OBJECTIVE: Below is a listing; write it out exactly and drop any images from it.

MATERIAL PROVIDED:
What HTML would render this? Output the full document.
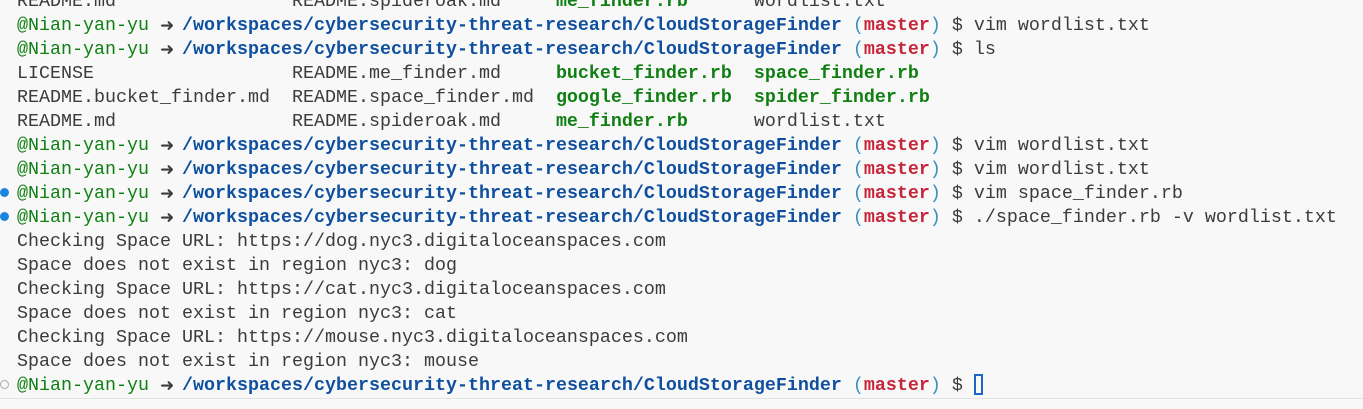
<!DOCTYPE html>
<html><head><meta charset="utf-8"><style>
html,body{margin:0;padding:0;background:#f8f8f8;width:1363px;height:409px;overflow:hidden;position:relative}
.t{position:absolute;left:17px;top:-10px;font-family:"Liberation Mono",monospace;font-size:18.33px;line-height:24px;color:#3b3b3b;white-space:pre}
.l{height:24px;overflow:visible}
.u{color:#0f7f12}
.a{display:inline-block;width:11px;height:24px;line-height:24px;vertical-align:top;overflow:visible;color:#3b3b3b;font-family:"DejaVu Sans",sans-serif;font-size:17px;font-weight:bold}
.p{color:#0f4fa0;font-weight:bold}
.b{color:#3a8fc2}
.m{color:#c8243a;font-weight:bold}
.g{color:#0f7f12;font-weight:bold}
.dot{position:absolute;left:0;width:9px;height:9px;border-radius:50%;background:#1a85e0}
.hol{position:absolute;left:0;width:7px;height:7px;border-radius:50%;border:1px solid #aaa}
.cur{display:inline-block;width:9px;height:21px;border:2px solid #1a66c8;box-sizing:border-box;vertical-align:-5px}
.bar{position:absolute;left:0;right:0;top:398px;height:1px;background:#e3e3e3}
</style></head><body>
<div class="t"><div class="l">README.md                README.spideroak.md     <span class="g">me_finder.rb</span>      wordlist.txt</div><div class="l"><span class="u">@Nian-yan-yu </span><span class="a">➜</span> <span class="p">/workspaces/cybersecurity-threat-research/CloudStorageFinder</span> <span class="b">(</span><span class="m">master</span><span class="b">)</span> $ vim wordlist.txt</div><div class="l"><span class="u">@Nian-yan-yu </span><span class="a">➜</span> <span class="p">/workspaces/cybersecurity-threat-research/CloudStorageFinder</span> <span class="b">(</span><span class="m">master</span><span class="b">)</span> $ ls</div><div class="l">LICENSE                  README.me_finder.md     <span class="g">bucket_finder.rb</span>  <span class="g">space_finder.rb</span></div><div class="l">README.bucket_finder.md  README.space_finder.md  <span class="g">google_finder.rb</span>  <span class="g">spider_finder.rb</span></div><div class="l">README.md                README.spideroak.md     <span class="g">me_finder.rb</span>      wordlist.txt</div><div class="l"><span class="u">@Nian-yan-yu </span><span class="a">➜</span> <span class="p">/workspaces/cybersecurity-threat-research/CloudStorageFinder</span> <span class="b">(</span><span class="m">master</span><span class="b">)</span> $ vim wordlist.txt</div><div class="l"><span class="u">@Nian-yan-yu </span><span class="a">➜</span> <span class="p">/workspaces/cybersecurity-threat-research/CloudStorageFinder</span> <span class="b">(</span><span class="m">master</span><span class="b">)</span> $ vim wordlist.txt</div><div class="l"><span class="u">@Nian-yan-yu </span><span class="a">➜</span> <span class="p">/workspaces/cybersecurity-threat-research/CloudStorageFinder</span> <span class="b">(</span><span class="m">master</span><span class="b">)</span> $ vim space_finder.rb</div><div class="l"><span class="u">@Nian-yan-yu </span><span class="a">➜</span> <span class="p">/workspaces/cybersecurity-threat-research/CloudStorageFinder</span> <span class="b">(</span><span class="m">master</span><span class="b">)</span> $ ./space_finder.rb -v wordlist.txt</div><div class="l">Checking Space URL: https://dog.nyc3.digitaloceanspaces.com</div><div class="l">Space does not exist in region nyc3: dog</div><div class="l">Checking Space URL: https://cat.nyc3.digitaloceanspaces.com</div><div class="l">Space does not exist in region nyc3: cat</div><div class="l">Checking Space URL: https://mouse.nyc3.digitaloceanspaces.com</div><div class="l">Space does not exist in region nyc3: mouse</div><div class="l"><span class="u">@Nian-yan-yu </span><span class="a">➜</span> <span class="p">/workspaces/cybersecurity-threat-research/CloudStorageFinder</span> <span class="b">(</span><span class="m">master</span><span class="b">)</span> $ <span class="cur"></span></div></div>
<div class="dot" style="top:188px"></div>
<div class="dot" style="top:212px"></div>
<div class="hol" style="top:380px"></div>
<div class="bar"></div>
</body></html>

WRITTEN RESPONSE:
What HTML would render this? Output the full document.
<!DOCTYPE html>
<html><head><meta charset="utf-8"><style>
html,body{margin:0;padding:0;background:#f8f8f8;width:1363px;height:409px;overflow:hidden;position:relative}
.t{position:absolute;left:17px;top:-10px;font-family:"Liberation Mono",monospace;font-size:18.33px;line-height:24px;color:#3b3b3b;white-space:pre}
.l{height:24px;overflow:visible}
.u{color:#0f7f12}
.a{display:inline-block;width:11px;height:24px;line-height:24px;vertical-align:top;overflow:visible;color:#3b3b3b;font-family:"DejaVu Sans",sans-serif;font-size:17px;font-weight:bold}
.p{color:#0f4fa0;font-weight:bold}
.b{color:#3a8fc2}
.m{color:#c8243a;font-weight:bold}
.g{color:#0f7f12;font-weight:bold}
.dot{position:absolute;left:0;width:9px;height:9px;border-radius:50%;background:#1a85e0}
.hol{position:absolute;left:0;width:7px;height:7px;border-radius:50%;border:1px solid #aaa}
.cur{display:inline-block;width:9px;height:21px;border:2px solid #1a66c8;box-sizing:border-box;vertical-align:-5px}
.bar{position:absolute;left:0;right:0;top:398px;height:1px;background:#e3e3e3}
</style></head><body>
<div class="t"><div class="l">README.md                README.spideroak.md     <span class="g">me_finder.rb</span>      wordlist.txt</div><div class="l"><span class="u">@Nian-yan-yu </span><span class="a">➜</span> <span class="p">/workspaces/cybersecurity-threat-research/CloudStorageFinder</span> <span class="b">(</span><span class="m">master</span><span class="b">)</span> $ vim wordlist.txt</div><div class="l"><span class="u">@Nian-yan-yu </span><span class="a">➜</span> <span class="p">/workspaces/cybersecurity-threat-research/CloudStorageFinder</span> <span class="b">(</span><span class="m">master</span><span class="b">)</span> $ ls</div><div class="l">LICENSE                  README.me_finder.md     <span class="g">bucket_finder.rb</span>  <span class="g">space_finder.rb</span></div><div class="l">README.bucket_finder.md  README.space_finder.md  <span class="g">google_finder.rb</span>  <span class="g">spider_finder.rb</span></div><div class="l">README.md                README.spideroak.md     <span class="g">me_finder.rb</span>      wordlist.txt</div><div class="l"><span class="u">@Nian-yan-yu </span><span class="a">➜</span> <span class="p">/workspaces/cybersecurity-threat-research/CloudStorageFinder</span> <span class="b">(</span><span class="m">master</span><span class="b">)</span> $ vim wordlist.txt</div><div class="l"><span class="u">@Nian-yan-yu </span><span class="a">➜</span> <span class="p">/workspaces/cybersecurity-threat-research/CloudStorageFinder</span> <span class="b">(</span><span class="m">master</span><span class="b">)</span> $ vim wordlist.txt</div><div class="l"><span class="u">@Nian-yan-yu </span><span class="a">➜</span> <span class="p">/workspaces/cybersecurity-threat-research/CloudStorageFinder</span> <span class="b">(</span><span class="m">master</span><span class="b">)</span> $ vim space_finder.rb</div><div class="l"><span class="u">@Nian-yan-yu </span><span class="a">➜</span> <span class="p">/workspaces/cybersecurity-threat-research/CloudStorageFinder</span> <span class="b">(</span><span class="m">master</span><span class="b">)</span> $ ./space_finder.rb -v wordlist.txt</div><div class="l">Checking Space URL: https://dog.nyc3.digitaloceanspaces.com</div><div class="l">Space does not exist in region nyc3: dog</div><div class="l">Checking Space URL: https://cat.nyc3.digitaloceanspaces.com</div><div class="l">Space does not exist in region nyc3: cat</div><div class="l">Checking Space URL: https://mouse.nyc3.digitaloceanspaces.com</div><div class="l">Space does not exist in region nyc3: mouse</div><div class="l"><span class="u">@Nian-yan-yu </span><span class="a">➜</span> <span class="p">/workspaces/cybersecurity-threat-research/CloudStorageFinder</span> <span class="b">(</span><span class="m">master</span><span class="b">)</span> $ <span class="cur"></span></div></div>
<div class="dot" style="top:188px"></div>
<div class="dot" style="top:212px"></div>
<div class="hol" style="top:380px"></div>
<div class="bar"></div>
</body></html>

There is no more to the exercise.